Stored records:
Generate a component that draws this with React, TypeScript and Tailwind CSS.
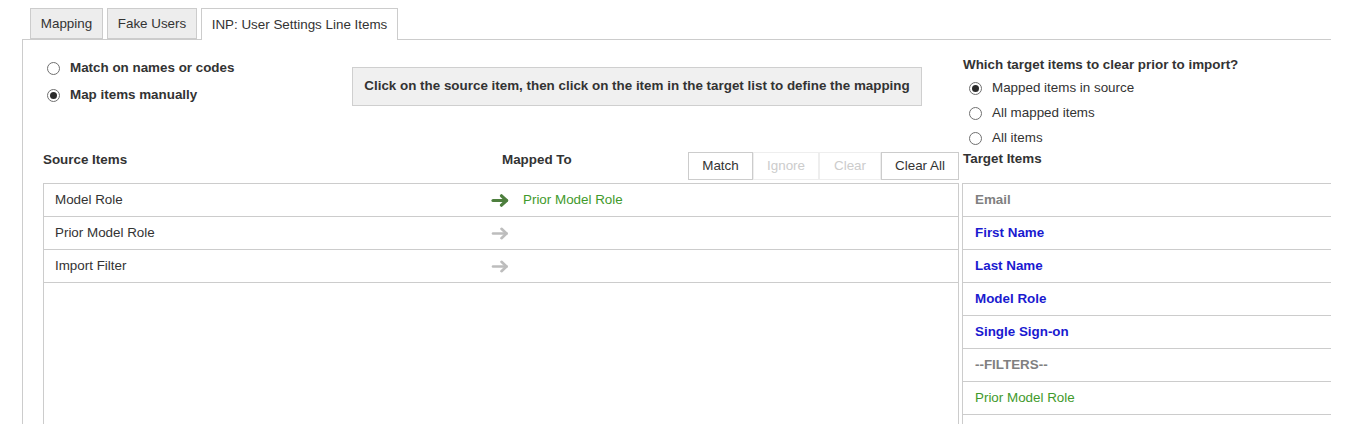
import React, { useState } from 'react';

const font = { fontFamily: '"Liberation Sans", Arial, sans-serif' };

const Radio: React.FC<{ checked?: boolean }> = ({ checked }) => (
  <span className="w-[13px] h-[13px] rounded-full border border-[#707070] bg-white flex items-center justify-center shrink-0">
    {checked && <span className="w-[7px] h-[7px] rounded-full bg-[#2b2b2b]" />}
  </span>
);

const Arrow: React.FC<{ active?: boolean }> = ({ active }) => (
  <svg width="18" height="13" viewBox="0 0 18 13" className={active ? 'text-[#4e7f3e]' : 'text-[#bdbdbd]'}>
    <g fill="none" stroke="currentColor" strokeWidth={active ? 3.2 : 2.6} strokeLinecap="round" strokeLinejoin="round">
      <line x1="2" y1="6.5" x2="15.5" y2="6.5" />
      <polyline points="10.5,1.8 15.5,6.5 10.5,11.2" />
    </g>
  </svg>
);

const sourceItems = [
  { name: 'Model Role', mapped: 'Prior Model Role' },
  { name: 'Prior Model Role', mapped: '' },
  { name: 'Import Filter', mapped: '' },
];

const targetItems = [
  { name: 'Email', cls: 'font-bold text-[#808080]' },
  { name: 'First Name', cls: 'font-bold text-[#1a1ad0]' },
  { name: 'Last Name', cls: 'font-bold text-[#1a1ad0]' },
  { name: 'Model Role', cls: 'font-bold text-[#1a1ad0]' },
  { name: 'Single Sign-on', cls: 'font-bold text-[#1a1ad0]' },
  { name: '--FILTERS--', cls: 'font-bold text-[#808080]' },
  { name: 'Prior Model Role', cls: 'text-[#3f9a2c]' },
];

export default function App() {
  const [mode, setMode] = useState(1);
  const [clearMode, setClearMode] = useState(0);
  const tabs = [
    { label: 'Mapping', w: 'w-[73px]' },
    { label: 'Fake Users', w: 'w-[90px]' },
    { label: 'INP: User Settings Line Items', w: 'w-[197px]' },
  ];

  return (
    <div className="w-[1357px] h-[444px] bg-white text-[13.4px] text-[#333] overflow-hidden" style={font}>
      {/* Tabs */}
      <div className="flex gap-[4px] pl-[30px] pt-[8px] relative z-10">
        {tabs.map((t, i) => (
          <div
            key={t.label}
            className={
              i === 2
                ? `${t.w} h-[32px] pt-[2px] flex items-center justify-center border border-b-0 border-[#ccc] bg-white`
                : `${t.w} h-[31px] pt-[2px] flex items-center justify-center border border-[#ccc] bg-[#ededed]`
            }
          >
            {t.label}
          </div>
        ))}
      </div>

      {/* Panel */}
      <div className="ml-[22px] w-[1309px] h-[385px] border-l border-t border-[#ccc] -mt-px pl-[20px] flex gap-[3px] overflow-hidden">
        {/* Left column */}
        <div className="w-[916px] shrink-0 flex flex-col">
          <div className="h-[112px] shrink-0 flex">
            <div className="w-[309px] pl-[4px] pt-[18px] flex flex-col gap-[7px] font-bold">
              {['Match on names or codes', 'Map items manually'].map((l, i) => (
                <label key={l} className="h-[20px] flex items-center gap-[10px] cursor-pointer" onClick={() => setMode(i)}>
                  <Radio checked={mode === i} />
                  {l}
                </label>
              ))}
            </div>
            <div className="mt-[27px] w-[570px] h-[39px] bg-[#f0f0f0] border border-[#cfcfcf] flex items-center justify-center font-bold">
              Click on the source item, then click on the item in the target list to define the mapping
            </div>
          </div>

          <div className="h-[28px] shrink-0 flex items-start">
            <div className="w-[459px] font-bold leading-[16px]">Source Items</div>
            <div className="w-[186px] font-bold leading-[16px]">Mapped To</div>
            <div className="flex h-[28px]">
              <button className="w-[65px] border border-[#ccc] bg-white text-[#333]">Match</button>
              <button className="w-[66px] border border-[#eee] bg-white text-[#ccc]" disabled>Ignore</button>
              <button className="w-[62px] border border-[#eee] bg-white text-[#ccc]" disabled>Clear</button>
              <button className="w-[78px] border border-[#ccc] bg-white text-[#333]">Clear All</button>
            </div>
          </div>

          <div className="mt-[3px] border border-[#ccc] h-[300px] shrink-0">
            {sourceItems.map((s) => (
              <div key={s.name} className="h-[33px] border-b border-[#ccc] flex items-center pl-[11px]">
                <div className="w-[436px]">{s.name}</div>
                <Arrow active={!!s.mapped} />
                <div className="ml-[14px] text-[#3f9a2c]">{s.mapped}</div>
              </div>
            ))}
          </div>
        </div>

        {/* Right column */}
        <div className="flex-1 flex flex-col">
          <div className="pt-[17px] pl-[1px] font-bold leading-[16px]">Which target items to clear prior to import?</div>
          <div className="mt-[3px] pl-[7px]">
            {['Mapped items in source', 'All mapped items', 'All items'].map((l, i) => (
              <label key={l} className="h-[25px] flex items-center gap-[10px] cursor-pointer" onClick={() => setClearMode(i)}>
                <Radio checked={clearMode === i} />
                {l}
              </label>
            ))}
          </div>
          <div className="pl-[1px] font-bold leading-[16px]">Target Items</div>
          <div className="mt-[16px] border-l border-t border-[#ccc] h-[300px] shrink-0">
            {targetItems.map((t) => (
              <div key={t.name} className={`h-[33px] border-b border-[#ccc] flex items-center pl-[12px] ${t.cls}`}>
                {t.name}
              </div>
            ))}
          </div>
        </div>
      </div>
    </div>
  );
}
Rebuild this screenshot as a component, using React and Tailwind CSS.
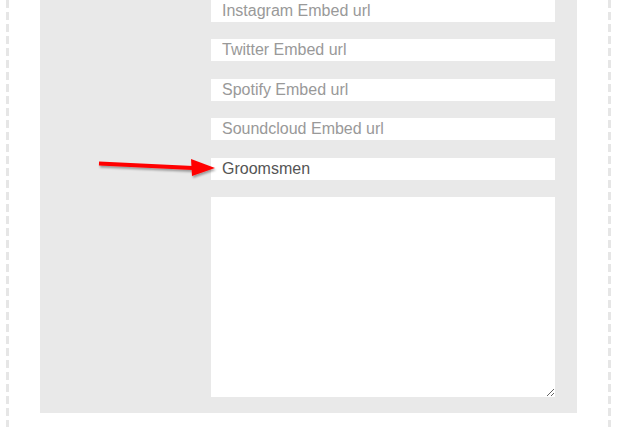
import React from "react";

const fields = [
  "Instagram Embed url",
  "Twitter Embed url",
  "Spotify Embed url",
  "Soundcloud Embed url",
];

const Dashes = () => (
  <div className="w-[3px] self-stretch bg-[linear-gradient(to_bottom,#e6e6e6_8px,transparent_8px)] bg-[length:3px_12px] bg-repeat-y" />
);

export default function App() {
  return (
    <div className="relative flex h-[427px] w-[640px] overflow-hidden bg-white font-['Liberation_Sans',Arial,sans-serif]">
      <div className="w-[6px]" />
      <Dashes />
      <div className="w-[31px]" />

      {/* form panel */}
      <div className="h-[413px] w-[537px] bg-[#e9e9e9] pb-4 pl-[171px] pr-[22px]">
        <div className="flex flex-col gap-[17.4px]">
          {fields.map((f) => (
            <input
              key={f}
              type="text"
              placeholder={f}
              className="h-[22px] w-full bg-white px-[11px] text-[16px] text-[#555] outline-none placeholder:text-[#999]"
            />
          ))}
          <input
            type="text"
            defaultValue="Groomsmen"
            className="h-[22px] w-full bg-white px-[11px] text-[16px] text-[#555] outline-none"
          />
          <textarea className="h-[200px] w-full bg-white outline-none" />
        </div>
      </div>

      <div className="w-[31px]" />
      <Dashes />

      {/* annotation arrow */}
      <svg
        className="absolute left-[95px] top-[155px]"
        width="125"
        height="28"
        viewBox="0 0 125 28"
      >
        <defs>
          <filter id="sh" x="-10%" y="-50%" width="120%" height="200%">
            <feDropShadow dx="1" dy="2" stdDeviation="1.2" floodColor="#000" floodOpacity="0.35" />
          </filter>
        </defs>
        <g filter="url(#sh)">
          <line x1="4" y1="8.5" x2="98" y2="13" stroke="#f00" strokeWidth="4" />
          <polygon points="96,4 120,13 97,21" fill="#f00" />
        </g>
      </svg>
    </div>
  );
}
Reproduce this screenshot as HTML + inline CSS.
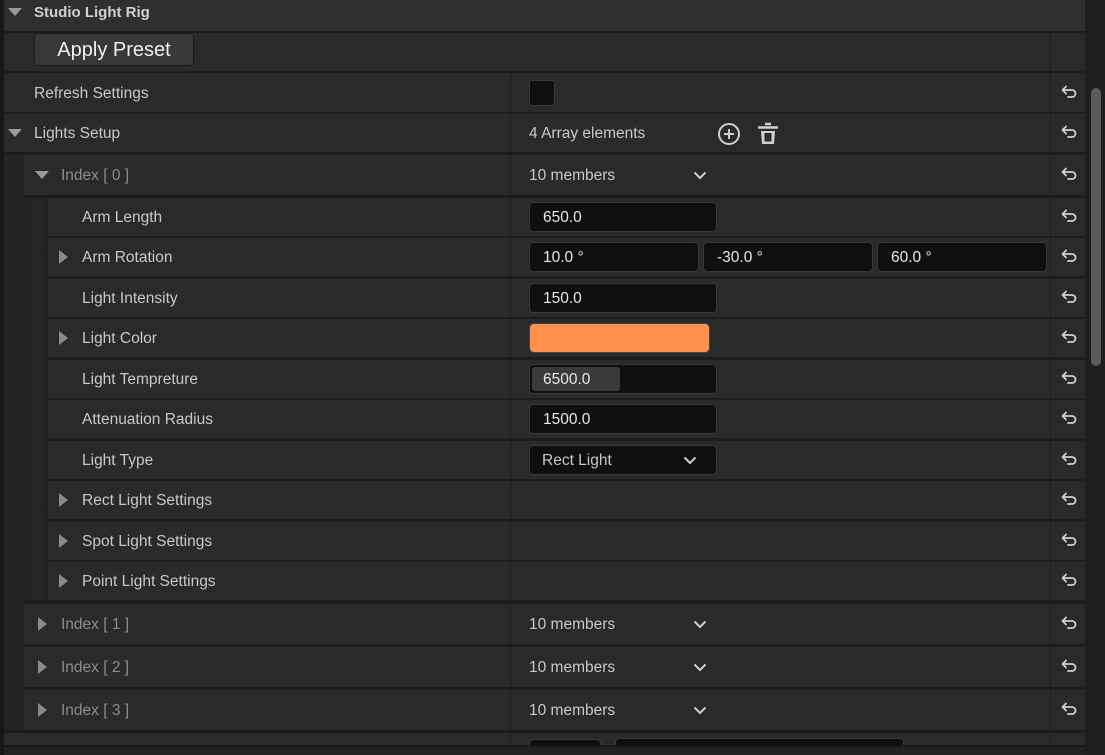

(TO BE DONE) Copy each line containing the word "screenshot" from the data.

(THE REPLY)
Rebuild this screenshot as a component, using React and Tailwind CSS.
Reproduce this screenshot as HTML + inline CSS.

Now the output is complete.